TRIBUNNEWS.COM, VALETTA - Setelah Spanyol membatalkan izin untuk armada perang Rusia mengisi bahan bakar di pelabuhannya dalam pelayaran menuju Laut Tengah, Malta melakukan hal yang sama.
Kementerian Luar Negeri Malta dengan tegas melarang kapal-kapal perang Rusia untuk mengisi bahan bakar di negeri pulau itu.
Sebelumnya, armada yang terdiri dari delapan kapal perang, termasuk kapal induk Admiral Kuznetzov itu, berencana merapat di pelabuhan Cueta, Afrika Utara, Rabu (26/10/2016), untuk mengisi bahan bakar dan kebutuhan lainnya.
Namun rencana itu batal setelah Spanyol dihujani kecaman dari NATO dan sejumlah negara Eropa Barat, karena menilai armada Rusia itu akan digunakan untuk menambah frekuensi serangan ke kota Aleppo.
Harian The Times of Malta mengabarkan, menteri luar negeri George Vella membantah munculnya klaim bahwa armada perang Rusia itu akan singgah di negeri itu.
Namun, Vella tidak membenarkan atau membantah apakah Rusia telah mengajukan permintaan untuk singgah di pelabuhan Malta.
Reaksi Malta ini muncul setelah kelompok aktivis Avaaz menyerukan agar Malta mengikuti jejak Spanyol menolak apa yang disebut sebagai "armada kematian Rusia" untuk mengisi bahan bakar.

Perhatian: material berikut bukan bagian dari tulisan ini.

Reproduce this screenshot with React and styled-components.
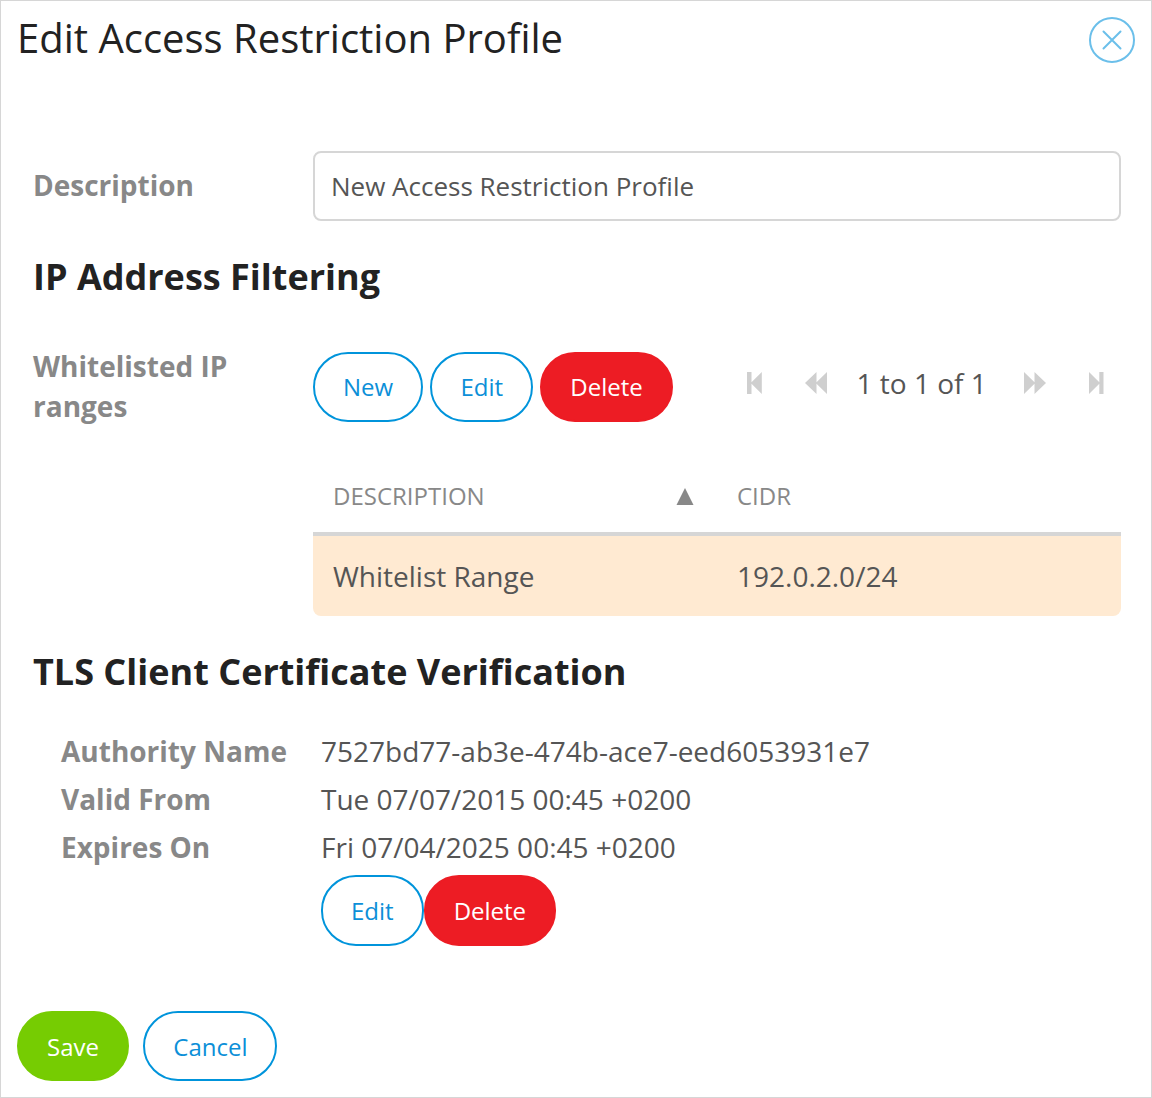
import React from 'react';
import styled, { createGlobalStyle, css } from 'styled-components';

const GlobalStyle = createGlobalStyle`
  *, *::before, *::after { box-sizing: border-box; }
  body { margin: 0; background: #fff; }
  button, input { font: inherit; }
`;

const Dialog = styled.main`
  display: flex;
  flex-direction: column;
  width: 1152px;
  height: 1098px;
  border: 1px solid #d6d6d6;
  background: #fff;
  color: #555;
  font-family: 'Open Sans', 'Noto Sans', sans-serif;
  font-size: 28px;
  line-height: 40px;
`;

const Header = styled.header`
  display: flex;
  justify-content: space-between;
  height: 150px;
  padding: 9px 16px 0 16px;
`;

const Title = styled.h1`
  margin: 0;
  color: #222;
  font-size: 40px;
  font-weight: 400;
  line-height: 56px;
`;

const CloseButton = styled.button`
  width: 46px;
  height: 46px;
  margin-top: 7px;
  padding: 0;
  border: 0;
  background: none;
  svg { display: block; }
`;

const Body = styled.div`
  flex: 1;
  padding: 0 30px 0 32px;
`;

const Field = styled.div`
  display: grid;
  grid-template-columns: 280px minmax(0, 1fr);
  align-items: ${(p) => p.$align || 'start'};
`;

const Label = styled.label`
  width: 230px;
  padding-bottom: 2px;
  color: #888;
  font-weight: 700;
`;

const TextInput = styled.input`
  width: 100%;
  height: 70px;
  padding: 0 16px;
  border: 2px solid #d6d6d6;
  border-radius: 8px;
  outline: 0;
  background: #fff;
  color: #555;
  font-size: 26px;
`;

const SectionTitle = styled.h2`
  margin: ${(p) => p.$margin};
  color: #222;
  font-size: 36px;
  font-weight: 700;
  line-height: 50px;
`;

const Toolbar = styled.div`
  display: flex;
  align-items: flex-start;
  justify-content: space-between;
  margin-top: 6px;
`;

const ButtonGroup = styled.div`
  display: flex;
  gap: ${(p) => p.$gap || 0}px;
`;

const variants = {
  outline: css`border-color: #0094db; background: #fff; color: #0c8fd8;`,
  danger: css`border-color: #ed1c24; background: #ed1c24; color: #fff;`,
  success: css`border-color: #76cc02; background: #76cc02; color: #fff;`,
};

const Button = styled.button`
  height: ${(p) => p.$height || 70}px;
  padding: ${(p) => p.$drop || 0}px 28px 0;
  border: 2px solid;
  border-radius: 35px;
  font-size: 24px;
  line-height: 34px;
  white-space: nowrap;
  ${(p) => variants[p.$variant || 'outline']}
`;

const Pager = styled.nav`
  display: flex;
  align-items: center;
  height: 62px;
  padding-right: 17.5px;
  color: #555;
`;

const PageIcon = styled.svg`
  display: block;
  flex: none;
  fill: #cfcfcf;
`;

const PageText = styled.span`
  width: 128px;
  margin: 0 39px 1px 29.5px;
  white-space: nowrap;
`;

const Gap = styled.span`
  width: ${(p) => p.$size}px;
`;

const Table = styled.div`
  margin-top: 35px;
`;

const TableRow = styled.div`
  display: grid;
  grid-template-columns: 1fr 1fr;
  align-items: center;
`;

const TableHead = styled(TableRow)`
  height: 79px;
  padding-top: 2px;
  border-bottom: 4px solid #d6d6d6;
  color: #888;
  font-size: 24px;
`;

const SelectedRow = styled(TableRow)`
  height: 80px;
  border-radius: 0 0 8px 8px;
  background: #ffead2;
`;

const Cell = styled.div`
  display: flex;
  justify-content: space-between;
  align-items: center;
  padding: 0 23px 0 20px;
`;

const SortIcon = styled.svg`
  display: block;
  margin-top: 2px;
  fill: #888;
`;

const Details = styled.dl`
  display: grid;
  grid-template-columns: 260px 1fr;
  margin: 0 0 0 28px;
  line-height: 48px;
`;

const Term = styled.dt`
  color: #888;
  font-weight: 700;
`;

const Value = styled.dd`
  margin: 0;
`;

const CertificateActions = styled.div`
  margin: 4px 0 0 288px;
`;

const Footer = styled.footer`
  display: flex;
  gap: 14.3px;
  padding: 0 0 16px 16px;
`;

const certificate = [
  ['Authority Name', '7527bd77-ab3e-474b-ace7-eed6053931e7'],
  ['Valid From', 'Tue 07/07/2015 00:45 +0200'],
  ['Expires On', 'Fri 07/04/2025 00:45 +0200'],
];

function FirstIcon({ flip }) {
  return (
    <PageIcon width="15" height="22" viewBox="0 0 15 22">
      <path d={flip ? 'M0 0L10.3 10.3V0H14.5V22H10.3V11.7L0 22Z' : 'M0 0H4.5V10.3L14.8 0V22L4.5 11.7V22H0Z'} />
    </PageIcon>
  );
}

function SkipIcon({ flip }) {
  return (
    <PageIcon width="22" height="22" viewBox="0 0 22 22">
      <path d={flip ? 'M0 0L10.5 10.3V0L22 11L10.5 22V11.7L0 22Z' : 'M22 0L11.5 10.3V0L0 11L11.5 22V11.7L22 22Z'} />
    </PageIcon>
  );
}

export default function App() {
  return (
    <>
      <GlobalStyle />
      <Dialog>
        <Header>
          <Title>Edit Access Restriction Profile</Title>
          <CloseButton aria-label="Close">
            <svg width="46" height="46" viewBox="0 0 46 46" fill="none" stroke="#6bbfea" strokeWidth="2">
              <circle cx="23" cy="23" r="22" />
              <path d="M14.5 14.5L31.5 31.5M31.5 14.5L14.5 31.5" strokeLinecap="round" />
            </svg>
          </CloseButton>
        </Header>
        <Body>
          <Field $align="center">
            <Label htmlFor="description">Description</Label>
            <TextInput id="description" defaultValue="New Access Restriction Profile" />
          </Field>
          <SectionTitle $margin="31px 0 44px">IP Address Filtering</SectionTitle>
          <Field>
            <Label as="div">Whitelisted IP ranges</Label>
            <div>
              <Toolbar>
                <ButtonGroup $gap={7.28}>
                  <Button>New</Button>
                  <Button>Edit</Button>
                  <Button $variant="danger">Delete</Button>
                </ButtonGroup>
                <Pager>
                  <FirstIcon />
                  <Gap $size={43.2} />
                  <SkipIcon />
                  <PageText>1 to 1 of 1</PageText>
                  <SkipIcon flip />
                  <Gap $size={43} />
                  <FirstIcon flip />
                </Pager>
              </Toolbar>
              <Table>
                <TableHead>
                  <Cell>
                    <span>DESCRIPTION</span>
                    <SortIcon width="18" height="17" viewBox="0 0 18 17"><path d="M9 0L17.5 17H0.5Z" /></SortIcon>
                  </Cell>
                  <Cell>CIDR</Cell>
                </TableHead>
                <SelectedRow>
                  <Cell>Whitelist Range</Cell>
                  <Cell>192.0.2.0/24</Cell>
                </SelectedRow>
              </Table>
            </div>
          </Field>
          <SectionTitle $margin="31px 0 30px">TLS Client Certificate Verification</SectionTitle>
          <Details>
            {certificate.map(([term, value]) => (
              <React.Fragment key={term}>
                <Term>{term}</Term>
                <Value>{value}</Value>
              </React.Fragment>
            ))}
          </Details>
          <CertificateActions>
            <ButtonGroup>
              <Button $height={71}>Edit</Button>
              <Button $height={71} $variant="danger">Delete</Button>
            </ButtonGroup>
          </CertificateActions>
        </Body>
        <Footer>
          <Button $drop={2} $variant="success">Save</Button>
          <Button $drop={2}>Cancel</Button>
        </Footer>
      </Dialog>
    </>
  );
}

"Gelombang tekanan publik menyebar di seluruh Laut Tengah menekan semua pemerintahan untuk memberi pasokan bagi armada kematian Rusia," kata Christoph Schott, pengkampanye senior Avaaz.
"Pertama Spanyol dan kini Malta sudah mengakui bahwa mereka sama saja dengan ikut membantai warga sipil Aleppo dengan membiarkan kapal-kapal Rusia itu mengisi BBM," tambah Schott.
"Kini Yunani dan semua negara (di Laut Tengah) harus mengikuti langkah ini," tambah dia.
Armada kapal perang diperkirakan melanjutkan perjalanan mereka melewati Malta, pulau-pulau milik Yunani, dan Siprus. Sejauh ini belum jelas di mana armada itu akan singgah jika diperlukan.
Tekanan agar negara-negara di Laut Tengah agar tidak memberikan izin mengisi bahan bakar untuk armada Rusia itu juga datang dari Amnesti Internasional.